(Records from a collection)

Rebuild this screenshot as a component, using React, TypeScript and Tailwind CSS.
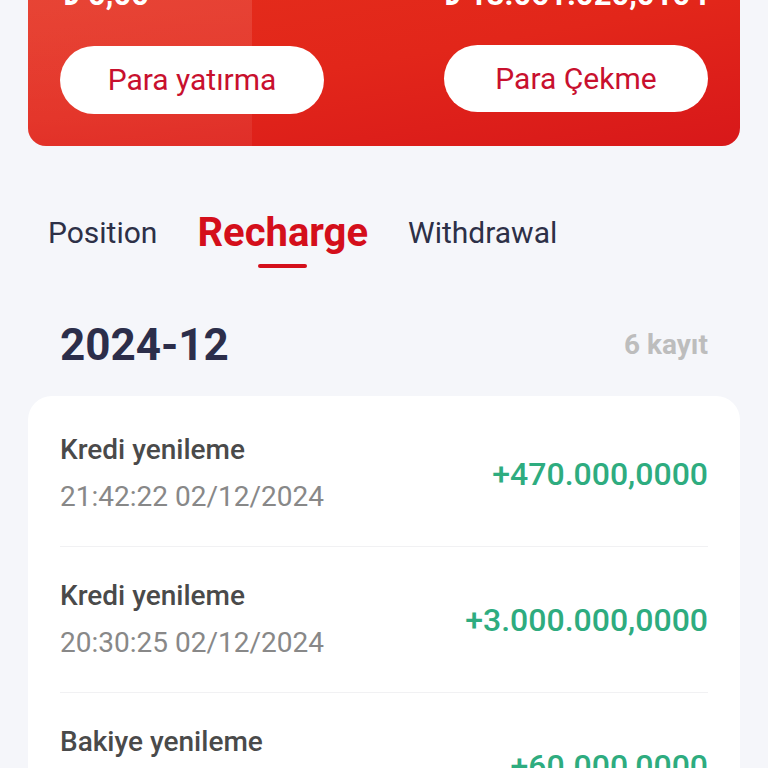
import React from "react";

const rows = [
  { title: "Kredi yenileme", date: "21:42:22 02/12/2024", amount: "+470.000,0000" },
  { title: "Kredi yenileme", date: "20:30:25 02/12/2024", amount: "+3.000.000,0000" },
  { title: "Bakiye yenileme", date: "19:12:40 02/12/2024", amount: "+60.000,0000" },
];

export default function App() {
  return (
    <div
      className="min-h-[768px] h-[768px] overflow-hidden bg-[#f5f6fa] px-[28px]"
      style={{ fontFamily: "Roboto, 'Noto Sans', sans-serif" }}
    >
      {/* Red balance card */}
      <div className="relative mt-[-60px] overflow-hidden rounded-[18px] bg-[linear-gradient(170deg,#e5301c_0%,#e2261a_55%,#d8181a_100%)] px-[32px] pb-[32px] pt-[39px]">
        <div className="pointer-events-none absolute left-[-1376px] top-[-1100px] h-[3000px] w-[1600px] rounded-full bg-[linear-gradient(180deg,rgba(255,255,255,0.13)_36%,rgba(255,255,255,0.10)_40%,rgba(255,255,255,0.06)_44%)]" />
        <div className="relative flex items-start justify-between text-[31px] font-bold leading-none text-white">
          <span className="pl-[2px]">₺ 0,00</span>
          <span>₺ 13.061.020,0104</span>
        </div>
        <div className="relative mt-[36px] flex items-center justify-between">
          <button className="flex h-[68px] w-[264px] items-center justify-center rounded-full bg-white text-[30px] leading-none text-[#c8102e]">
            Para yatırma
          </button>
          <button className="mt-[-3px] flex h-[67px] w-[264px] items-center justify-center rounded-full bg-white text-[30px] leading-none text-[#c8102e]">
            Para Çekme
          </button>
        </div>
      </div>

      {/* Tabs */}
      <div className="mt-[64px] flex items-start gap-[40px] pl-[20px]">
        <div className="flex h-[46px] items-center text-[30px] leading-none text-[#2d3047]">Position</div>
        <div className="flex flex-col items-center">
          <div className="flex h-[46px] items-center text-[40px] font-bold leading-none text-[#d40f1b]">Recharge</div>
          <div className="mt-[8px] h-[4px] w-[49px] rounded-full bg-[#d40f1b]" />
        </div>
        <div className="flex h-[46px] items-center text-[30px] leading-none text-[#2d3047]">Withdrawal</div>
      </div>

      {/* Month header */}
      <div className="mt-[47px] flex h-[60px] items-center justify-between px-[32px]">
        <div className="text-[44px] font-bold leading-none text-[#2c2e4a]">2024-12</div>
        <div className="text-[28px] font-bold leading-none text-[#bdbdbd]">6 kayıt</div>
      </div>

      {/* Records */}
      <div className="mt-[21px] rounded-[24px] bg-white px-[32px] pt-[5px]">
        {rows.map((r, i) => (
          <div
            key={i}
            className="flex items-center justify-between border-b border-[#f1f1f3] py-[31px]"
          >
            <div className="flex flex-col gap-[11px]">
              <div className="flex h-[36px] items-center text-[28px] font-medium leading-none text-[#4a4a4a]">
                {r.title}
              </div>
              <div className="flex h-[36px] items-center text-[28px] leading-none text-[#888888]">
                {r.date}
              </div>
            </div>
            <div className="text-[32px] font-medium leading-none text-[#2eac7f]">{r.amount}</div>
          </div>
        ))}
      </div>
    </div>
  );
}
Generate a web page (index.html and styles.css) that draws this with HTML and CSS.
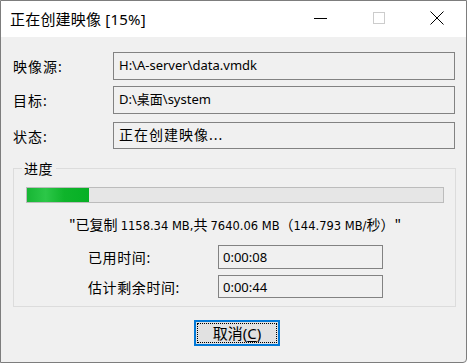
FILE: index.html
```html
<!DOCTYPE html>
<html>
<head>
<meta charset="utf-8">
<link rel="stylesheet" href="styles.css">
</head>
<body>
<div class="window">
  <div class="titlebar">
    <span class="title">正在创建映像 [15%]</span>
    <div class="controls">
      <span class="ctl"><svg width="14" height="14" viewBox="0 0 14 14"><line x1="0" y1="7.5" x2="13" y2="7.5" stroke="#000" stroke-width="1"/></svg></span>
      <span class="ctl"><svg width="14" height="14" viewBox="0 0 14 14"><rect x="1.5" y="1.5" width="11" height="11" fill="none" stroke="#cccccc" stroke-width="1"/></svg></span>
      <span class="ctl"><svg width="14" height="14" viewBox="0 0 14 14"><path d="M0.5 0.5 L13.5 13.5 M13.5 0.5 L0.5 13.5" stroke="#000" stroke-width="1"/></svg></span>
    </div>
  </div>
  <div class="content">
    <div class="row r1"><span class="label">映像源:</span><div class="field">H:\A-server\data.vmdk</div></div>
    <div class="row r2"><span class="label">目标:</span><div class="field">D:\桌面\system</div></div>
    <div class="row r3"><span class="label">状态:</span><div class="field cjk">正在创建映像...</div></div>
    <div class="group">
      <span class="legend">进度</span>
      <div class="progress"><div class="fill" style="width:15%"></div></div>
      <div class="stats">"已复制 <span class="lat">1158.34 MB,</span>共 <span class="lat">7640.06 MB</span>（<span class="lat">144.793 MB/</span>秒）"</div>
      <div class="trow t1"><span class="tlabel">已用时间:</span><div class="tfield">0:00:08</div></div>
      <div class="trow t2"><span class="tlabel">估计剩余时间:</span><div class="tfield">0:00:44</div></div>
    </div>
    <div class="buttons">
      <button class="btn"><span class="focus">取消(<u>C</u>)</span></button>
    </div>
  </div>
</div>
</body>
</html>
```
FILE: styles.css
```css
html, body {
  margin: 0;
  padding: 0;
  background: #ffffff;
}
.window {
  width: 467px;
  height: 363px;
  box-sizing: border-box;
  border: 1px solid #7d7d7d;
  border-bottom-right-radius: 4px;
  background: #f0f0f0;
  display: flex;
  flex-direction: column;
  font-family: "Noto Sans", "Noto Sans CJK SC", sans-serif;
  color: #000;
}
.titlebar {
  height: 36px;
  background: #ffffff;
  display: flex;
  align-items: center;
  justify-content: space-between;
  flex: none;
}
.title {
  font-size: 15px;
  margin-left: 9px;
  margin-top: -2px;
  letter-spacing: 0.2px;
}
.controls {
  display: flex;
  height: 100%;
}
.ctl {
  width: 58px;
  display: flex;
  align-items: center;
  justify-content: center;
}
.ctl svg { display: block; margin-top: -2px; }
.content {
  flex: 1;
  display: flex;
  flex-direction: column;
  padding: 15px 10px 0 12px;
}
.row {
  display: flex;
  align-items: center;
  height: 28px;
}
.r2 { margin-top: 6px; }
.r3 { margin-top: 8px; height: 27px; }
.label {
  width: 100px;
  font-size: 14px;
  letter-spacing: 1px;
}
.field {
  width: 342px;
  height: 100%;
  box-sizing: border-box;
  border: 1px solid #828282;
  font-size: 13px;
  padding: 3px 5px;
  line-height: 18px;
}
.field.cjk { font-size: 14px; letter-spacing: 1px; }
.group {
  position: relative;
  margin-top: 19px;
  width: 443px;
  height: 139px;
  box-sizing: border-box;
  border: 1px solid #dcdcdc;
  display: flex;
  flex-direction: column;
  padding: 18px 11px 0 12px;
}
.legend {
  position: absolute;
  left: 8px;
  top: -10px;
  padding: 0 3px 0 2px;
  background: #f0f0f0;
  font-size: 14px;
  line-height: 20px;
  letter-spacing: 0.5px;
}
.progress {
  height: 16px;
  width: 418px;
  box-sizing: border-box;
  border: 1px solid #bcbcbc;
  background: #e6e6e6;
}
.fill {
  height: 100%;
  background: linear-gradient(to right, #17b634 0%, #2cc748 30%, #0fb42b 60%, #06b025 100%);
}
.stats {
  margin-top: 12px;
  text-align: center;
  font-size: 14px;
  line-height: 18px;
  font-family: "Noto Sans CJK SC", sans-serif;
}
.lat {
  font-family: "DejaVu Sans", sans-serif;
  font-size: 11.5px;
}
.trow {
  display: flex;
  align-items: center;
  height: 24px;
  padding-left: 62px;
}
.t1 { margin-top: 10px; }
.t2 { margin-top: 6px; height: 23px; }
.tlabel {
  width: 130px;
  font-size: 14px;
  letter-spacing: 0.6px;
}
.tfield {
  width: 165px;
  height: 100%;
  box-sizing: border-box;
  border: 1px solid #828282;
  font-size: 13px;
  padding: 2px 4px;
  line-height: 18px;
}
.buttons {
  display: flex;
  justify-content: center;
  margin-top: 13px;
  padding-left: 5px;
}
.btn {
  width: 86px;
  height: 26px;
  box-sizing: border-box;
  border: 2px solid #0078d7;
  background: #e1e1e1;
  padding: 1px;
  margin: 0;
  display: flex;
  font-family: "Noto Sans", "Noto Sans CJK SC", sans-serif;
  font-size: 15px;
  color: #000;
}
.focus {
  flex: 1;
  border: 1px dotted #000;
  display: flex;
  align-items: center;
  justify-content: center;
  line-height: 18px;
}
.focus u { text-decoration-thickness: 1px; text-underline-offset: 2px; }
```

WHAT TO WORK ON.
Copy every line from the records above that contains the word "this".

FULL OUTPUT.
Rebuild this screenshot as a component, using React, TypeScript and Tailwind CSS.
Generate a web page (index.html and styles.css) that draws this with HTML and CSS.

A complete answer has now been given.